**TASK**
Your answer should be a single number: the count of lines containing the string "React".

**MATERIAL PROVIDED**
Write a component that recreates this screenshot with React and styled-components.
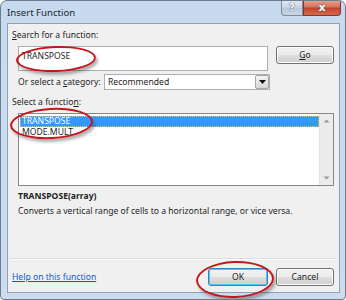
import React from 'react'
import styled, { createGlobalStyle } from 'styled-components'

const GlobalStyle = createGlobalStyle`
  html, body {
    margin: 0;
    padding: 0;
    background: #ffffff;
  }
  body {
    font-family: "Noto Sans", "Liberation Sans", sans-serif;
    font-size: 8.6px;
    color: #1e1e1e;
  }
`

// the outer Win7 style frame
const Window = styled.div`
  position: relative;
  width: 346px;
  height: 300px;
  box-sizing: border-box;
  border: 1px solid #6d7c8e;
  border-radius: 7px 7px 4px 4px;
  background: linear-gradient(180deg, #c6d9ee 0%, #c9dcef 12%, #cadcee 100%);
  display: flex;
  flex-direction: column;
  overflow: hidden;
`

const TitleBar = styled.div`
  height: 22px;
  display: flex;
  align-items: flex-start;
  justify-content: space-between;
  padding: 0 4px 0 6px;
`

const Title = styled.div`
  font-size: 9.6px;
  color: #1c2634;
  padding-top: 5px;
`

const Caption = styled.div`
  display: flex;
  margin-top: -1px;
`

// help and close buttons in the title bar
const CaptionButton = styled.div`
  width: ${props => props.$width}px;
  height: 16px;
  box-sizing: border-box;
  border: 1px solid ${props => (props.$close ? '#7a3a32' : '#7d8a99')};
  border-top: none;
  border-radius: ${props => (props.$close ? '0 0 4px 0' : '0 0 0 4px')};
  background: ${props =>
    props.$close
      ? 'linear-gradient(180deg, #e8a596 0%, #d7735f 45%, #c4432d 55%, #d66a4f 100%)'
      : 'linear-gradient(180deg, #e2eaf3 0%, #ccd8e6 45%, #b8c7d9 55%, #c9d6e4 100%)'};
  color: #ffffff;
  display: flex;
  align-items: center;
  justify-content: center;
  font-family: "DejaVu Sans", sans-serif;
  font-weight: bold;
  font-size: ${props => (props.$close ? '11px' : '10px')};
  text-shadow: 0 0 1px #40505f, 0 0 1px #40505f;
`

const Client = styled.div`
  flex: 1;
  margin: 0 5px 6px 6px;
  border: 1px solid #8da1b7;
  background: #f0f0f0;
  display: flex;
  flex-direction: column;
  padding: 5px 5px 6px 4px;
`

const Label = styled.div`
  line-height: 12px;
  height: 12px;
  margin-top: ${props => props.$mt || 0}px;
  padding-left: ${props => props.$indent || 0}px;
  font-weight: ${props => (props.$bold ? 'bold' : 'normal')};
  white-space: nowrap;
`

const Row = styled.div`
  display: flex;
  align-items: ${props => props.$align || 'flex-start'};
  margin-top: ${props => props.$mt || 0}px;
  padding-left: ${props => props.$indent || 0}px;
`

const TextBox = styled.div`
  width: 250px;
  height: 25px;
  box-sizing: border-box;
  border: 1px solid #abadb3;
  background: #ffffff;
  padding: 3px 0 0 3px;
  line-height: 12px;
`

const Button = styled.div`
  width: ${props => props.$width}px;
  height: 18px;
  box-sizing: border-box;
  margin-left: ${props => props.$ml || 0}px;
  border: 1px solid ${props => (props.$default ? '#3c7fb1' : '#707070')};
  border-radius: 3px;
  background: linear-gradient(180deg, #f2f2f2 0%, #ebebeb 48%, #dddddd 52%, #cfcfcf 100%);
  box-shadow: inset 0 0 0 1px ${props => (props.$default ? '#48c8f5' : '#fcfcfc')};
  display: flex;
  align-items: center;
  justify-content: center;
  line-height: 12px;
`

const CategoryLabel = styled.div`
  width: 86px;
  line-height: 12px;
  white-space: nowrap;
`

const Select = styled.div`
  width: 166px;
  height: 16px;
  box-sizing: border-box;
  border: 1px solid #abadb3;
  background: #ffffff;
  display: flex;
  align-items: center;
  justify-content: space-between;
  padding-left: 3px;
`

const DropButton = styled.div`
  width: 14px;
  height: 14px;
  box-sizing: border-box;
  border: 1px solid #a5a5a5;
  border-radius: 2px;
  background: linear-gradient(180deg, #f5f5f5 0%, #e6e6e6 50%, #d6d6d6 100%);
  display: flex;
  align-items: center;
  justify-content: center;
`

const ListBox = styled.div`
  width: 316px;
  height: 73px;
  box-sizing: border-box;
  border: 1px solid #828790;
  background: #ffffff;
  display: flex;
`

const ListItems = styled.div`
  flex: 1;
  padding: 2px 0 0 1px;
`

const ListItem = styled.div`
  height: 11px;
  line-height: 11px;
  padding-left: 2px;
  box-sizing: border-box;
  background: ${props => (props.$selected ? '#3399ff' : 'transparent')};
  color: ${props => (props.$selected ? '#ffffff' : '#1e1e1e')};
  outline: ${props => (props.$selected ? '1px dotted #f0c060' : 'none')};
  outline-offset: -1px;
`

const ScrollBar = styled.div`
  width: 13px;
  background: #ececec;
  border-left: 1px solid #e2e2e2;
  display: flex;
  flex-direction: column;
  justify-content: space-between;
  align-items: center;
  padding: 5px 0 5px;
`

const Spacer = styled.div`
  flex: 1;
`

const Separator = styled.div`
  height: 1px;
  margin: 0 -2px 0 -2px;
  background: #d7dfe6;
  border-bottom: 1px solid #fbfbfb;
`

const Footer = styled.div`
  display: flex;
  align-items: center;
  margin-top: 8px;
`

const HelpLink = styled.a`
  color: #0a5ccc;
  text-decoration: underline;
  flex: 1;
  line-height: 12px;
  cursor: pointer;
`

// red hand-drawn annotation circles over the dialog
const Ring = styled.div`
  position: absolute;
  left: ${props => props.$x}px;
  top: ${props => props.$y}px;
  width: ${props => props.$w}px;
  height: ${props => props.$h}px;
  box-sizing: border-box;
  border: 2px solid #c4161c;
  border-radius: 50%;
  box-shadow: 2px 3px 3px rgba(60, 60, 60, 0.4);
  transform: rotate(${props => props.$rot || 0}deg);
  pointer-events: none;
`

const Arrow = ({ up }) => (
  <svg width="7" height="4" viewBox="0 0 7 4">
    <path d={up ? 'M0.5 3.5 L3.5 0.5 L6.5 3.5 Z' : 'M0.5 0.5 L3.5 3.5 L6.5 0.5 Z'} fill="#9a9a9a" />
  </svg>
)

export default function App() {
  return (
    <>
      <GlobalStyle />
      <Window>
        <TitleBar>
          <Title>Insert Function</Title>
          <Caption>
            <CaptionButton $width={22}>?</CaptionButton>
            <CaptionButton $width={38} $close>x</CaptionButton>
          </Caption>
        </TitleBar>
        <Client>
          <Label>
            <u>S</u>earch for a function:
          </Label>
          <Row $mt={5} $indent={6}>
            <TextBox>TRANSPOSE</TextBox>
            <Button $width={58} $ml={8}>
              <span>
                <u>G</u>o
              </span>
            </Button>
          </Row>
          <Row $mt={3} $indent={6} $align="center">
            <CategoryLabel>
              Or select a <u>c</u>ategory:
            </CategoryLabel>
            <Select>
              <span>Recommended</span>
              <DropButton>
                <svg width="7" height="4" viewBox="0 0 7 4">
                  <path d="M0 0 L7 0 L3.5 4 Z" fill="#111111" />
                </svg>
              </DropButton>
            </Select>
          </Row>
          <Label $mt={6}>
            Select a functio<u>n</u>:
          </Label>
          <Row $mt={5} $indent={6}>
            <ListBox>
              <ListItems>
                <ListItem $selected>TRANSPOSE</ListItem>
                <ListItem>MODE.MULT</ListItem>
              </ListItems>
              <ScrollBar>
                <Arrow up />
                <Arrow />
              </ScrollBar>
            </ListBox>
          </Row>
          <Label $mt={4} $indent={6} $bold>
            TRANSPOSE(array)
          </Label>
          <Label $mt={3} $indent={6}>
            Converts a vertical range of cells to a horizontal range, or vice versa.
          </Label>
          <Spacer />
          <Separator />
          <Footer>
            <HelpLink>Help on this function</HelpLink>
            <Button $width={60} $default>
              OK
            </Button>
            <Button $width={58} $ml={8}>
              Cancel
            </Button>
          </Footer>
        </Client>
        <Ring $x={15} $y={45} $w={80} $h={26} $rot={-2} />
        <Ring $x={9} $y={107} $w={83} $h={31} $rot={-3} />
        <Ring $x={195} $y={260} $w={78} $h={37} $rot={-2} />
      </Window>
    </>
  )
}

**FINISHED EXERCISE**
2